• _What the task requires_:
Only the lines holding the string "this" are needed. Copy each one.

* START *

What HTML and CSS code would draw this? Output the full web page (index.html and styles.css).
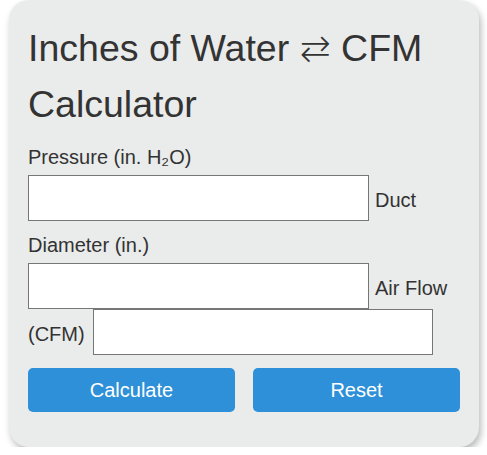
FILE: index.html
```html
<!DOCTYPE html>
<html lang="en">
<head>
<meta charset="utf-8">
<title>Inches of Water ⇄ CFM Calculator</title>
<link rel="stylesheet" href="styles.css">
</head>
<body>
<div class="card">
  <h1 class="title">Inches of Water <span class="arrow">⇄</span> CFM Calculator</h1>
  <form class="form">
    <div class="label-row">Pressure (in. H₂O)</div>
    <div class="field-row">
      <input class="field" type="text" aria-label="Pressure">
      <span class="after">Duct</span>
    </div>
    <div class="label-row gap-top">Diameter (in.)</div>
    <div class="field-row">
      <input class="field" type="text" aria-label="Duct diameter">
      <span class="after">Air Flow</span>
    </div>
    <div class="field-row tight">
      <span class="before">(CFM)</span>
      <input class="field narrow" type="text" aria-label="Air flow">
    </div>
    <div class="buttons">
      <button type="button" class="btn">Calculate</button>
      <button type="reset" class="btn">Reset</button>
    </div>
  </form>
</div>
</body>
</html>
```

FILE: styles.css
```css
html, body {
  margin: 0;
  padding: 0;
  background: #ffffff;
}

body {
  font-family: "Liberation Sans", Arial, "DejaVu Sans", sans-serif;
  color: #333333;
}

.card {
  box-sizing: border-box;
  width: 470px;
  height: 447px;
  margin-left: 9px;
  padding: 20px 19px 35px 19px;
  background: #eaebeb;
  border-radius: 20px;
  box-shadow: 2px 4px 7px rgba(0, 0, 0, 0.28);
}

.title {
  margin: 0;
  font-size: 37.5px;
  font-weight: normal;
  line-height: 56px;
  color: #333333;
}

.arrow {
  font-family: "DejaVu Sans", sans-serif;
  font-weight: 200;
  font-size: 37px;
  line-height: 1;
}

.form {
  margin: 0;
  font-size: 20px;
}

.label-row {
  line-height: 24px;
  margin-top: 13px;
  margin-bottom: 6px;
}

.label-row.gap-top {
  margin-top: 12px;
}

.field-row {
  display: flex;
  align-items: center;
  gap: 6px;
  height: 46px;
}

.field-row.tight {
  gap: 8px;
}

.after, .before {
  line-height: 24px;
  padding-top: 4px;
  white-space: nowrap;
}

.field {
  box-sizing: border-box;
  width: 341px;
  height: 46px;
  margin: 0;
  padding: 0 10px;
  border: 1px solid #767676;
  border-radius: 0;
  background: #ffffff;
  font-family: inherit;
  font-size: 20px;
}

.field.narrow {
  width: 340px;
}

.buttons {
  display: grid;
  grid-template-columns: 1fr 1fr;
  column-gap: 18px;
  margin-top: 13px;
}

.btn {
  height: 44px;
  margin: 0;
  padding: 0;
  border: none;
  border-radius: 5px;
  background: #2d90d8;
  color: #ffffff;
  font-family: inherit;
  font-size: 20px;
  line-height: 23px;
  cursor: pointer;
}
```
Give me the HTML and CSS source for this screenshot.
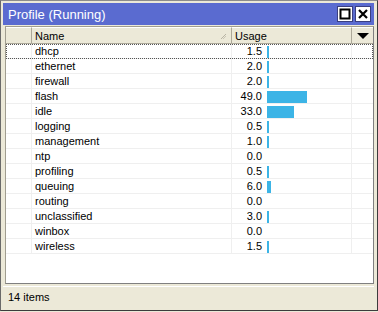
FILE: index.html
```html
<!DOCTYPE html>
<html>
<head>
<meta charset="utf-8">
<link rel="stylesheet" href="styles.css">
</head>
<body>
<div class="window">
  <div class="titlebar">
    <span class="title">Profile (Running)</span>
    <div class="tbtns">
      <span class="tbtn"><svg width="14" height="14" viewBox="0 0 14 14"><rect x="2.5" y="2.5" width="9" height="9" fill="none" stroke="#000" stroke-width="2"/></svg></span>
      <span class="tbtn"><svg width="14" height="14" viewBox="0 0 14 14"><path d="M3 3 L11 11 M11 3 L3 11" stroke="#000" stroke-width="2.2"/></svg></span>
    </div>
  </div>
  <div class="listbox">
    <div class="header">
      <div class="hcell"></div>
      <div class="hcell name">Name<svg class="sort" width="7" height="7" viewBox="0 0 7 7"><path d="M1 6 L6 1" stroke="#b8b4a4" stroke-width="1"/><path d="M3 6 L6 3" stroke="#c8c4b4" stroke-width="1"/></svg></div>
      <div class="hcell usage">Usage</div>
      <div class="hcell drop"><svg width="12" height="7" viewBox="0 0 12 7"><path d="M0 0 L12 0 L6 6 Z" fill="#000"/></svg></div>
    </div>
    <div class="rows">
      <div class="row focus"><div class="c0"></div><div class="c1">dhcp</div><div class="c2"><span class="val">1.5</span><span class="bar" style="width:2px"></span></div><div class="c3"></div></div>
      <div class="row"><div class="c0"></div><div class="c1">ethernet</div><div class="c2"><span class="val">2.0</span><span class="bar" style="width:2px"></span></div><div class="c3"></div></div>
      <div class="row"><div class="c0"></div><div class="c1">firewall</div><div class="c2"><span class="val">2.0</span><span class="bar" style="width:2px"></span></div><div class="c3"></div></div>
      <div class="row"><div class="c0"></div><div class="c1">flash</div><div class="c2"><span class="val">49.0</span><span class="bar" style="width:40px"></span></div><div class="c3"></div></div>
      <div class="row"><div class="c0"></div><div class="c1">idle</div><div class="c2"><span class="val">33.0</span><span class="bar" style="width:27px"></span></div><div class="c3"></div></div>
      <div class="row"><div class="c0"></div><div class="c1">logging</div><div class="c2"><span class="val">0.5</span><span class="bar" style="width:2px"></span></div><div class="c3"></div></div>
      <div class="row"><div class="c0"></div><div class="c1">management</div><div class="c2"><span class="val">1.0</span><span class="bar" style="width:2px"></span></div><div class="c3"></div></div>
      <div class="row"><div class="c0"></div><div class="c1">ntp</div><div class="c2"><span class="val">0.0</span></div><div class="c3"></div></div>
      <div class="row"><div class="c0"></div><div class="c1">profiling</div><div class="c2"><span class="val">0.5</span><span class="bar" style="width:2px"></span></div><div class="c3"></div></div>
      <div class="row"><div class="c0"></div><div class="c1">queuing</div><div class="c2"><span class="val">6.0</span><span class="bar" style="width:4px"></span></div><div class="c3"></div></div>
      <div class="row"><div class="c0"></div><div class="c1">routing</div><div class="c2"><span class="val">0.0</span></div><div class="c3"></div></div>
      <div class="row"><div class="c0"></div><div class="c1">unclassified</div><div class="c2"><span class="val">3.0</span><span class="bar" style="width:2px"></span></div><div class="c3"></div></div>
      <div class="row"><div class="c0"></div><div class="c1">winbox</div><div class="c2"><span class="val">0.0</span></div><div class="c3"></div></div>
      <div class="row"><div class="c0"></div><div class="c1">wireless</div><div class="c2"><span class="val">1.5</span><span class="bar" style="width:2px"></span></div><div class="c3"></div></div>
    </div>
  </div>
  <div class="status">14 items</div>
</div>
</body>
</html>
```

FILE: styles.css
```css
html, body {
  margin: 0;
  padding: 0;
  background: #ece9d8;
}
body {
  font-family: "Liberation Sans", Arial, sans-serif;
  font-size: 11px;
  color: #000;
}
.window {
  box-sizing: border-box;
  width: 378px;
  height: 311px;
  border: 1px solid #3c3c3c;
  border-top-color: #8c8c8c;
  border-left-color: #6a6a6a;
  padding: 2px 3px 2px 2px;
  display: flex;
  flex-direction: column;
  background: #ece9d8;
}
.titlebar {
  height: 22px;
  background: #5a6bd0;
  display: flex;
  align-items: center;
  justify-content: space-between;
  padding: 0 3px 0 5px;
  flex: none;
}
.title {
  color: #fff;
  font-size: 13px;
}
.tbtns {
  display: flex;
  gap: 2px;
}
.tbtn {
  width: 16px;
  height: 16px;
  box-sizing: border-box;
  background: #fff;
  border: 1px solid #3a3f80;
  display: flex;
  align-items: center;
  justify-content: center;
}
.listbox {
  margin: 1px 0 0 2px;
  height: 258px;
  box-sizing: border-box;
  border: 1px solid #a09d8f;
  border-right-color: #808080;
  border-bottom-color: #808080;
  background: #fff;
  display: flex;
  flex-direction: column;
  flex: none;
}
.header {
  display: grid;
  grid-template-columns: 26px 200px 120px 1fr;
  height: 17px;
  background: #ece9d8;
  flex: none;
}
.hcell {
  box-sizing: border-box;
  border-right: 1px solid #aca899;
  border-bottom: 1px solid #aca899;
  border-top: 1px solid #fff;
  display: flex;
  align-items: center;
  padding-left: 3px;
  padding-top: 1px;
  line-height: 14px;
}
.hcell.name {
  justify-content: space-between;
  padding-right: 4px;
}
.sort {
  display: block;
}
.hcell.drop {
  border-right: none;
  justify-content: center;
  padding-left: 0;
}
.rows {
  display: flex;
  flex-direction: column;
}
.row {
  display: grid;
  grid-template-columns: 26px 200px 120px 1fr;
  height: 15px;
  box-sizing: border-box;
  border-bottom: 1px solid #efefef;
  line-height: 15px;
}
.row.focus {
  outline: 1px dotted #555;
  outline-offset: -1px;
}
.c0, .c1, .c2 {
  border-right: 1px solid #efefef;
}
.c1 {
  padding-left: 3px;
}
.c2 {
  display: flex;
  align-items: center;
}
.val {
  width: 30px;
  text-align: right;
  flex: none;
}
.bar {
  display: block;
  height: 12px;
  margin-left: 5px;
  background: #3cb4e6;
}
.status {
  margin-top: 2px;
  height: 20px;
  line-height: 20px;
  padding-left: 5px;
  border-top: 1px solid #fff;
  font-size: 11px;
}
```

* END *

• _Correct response_:
What HTML and CSS code would draw this? Output the full web page (index.html and styles.css).
Give me the HTML and CSS source for this screenshot.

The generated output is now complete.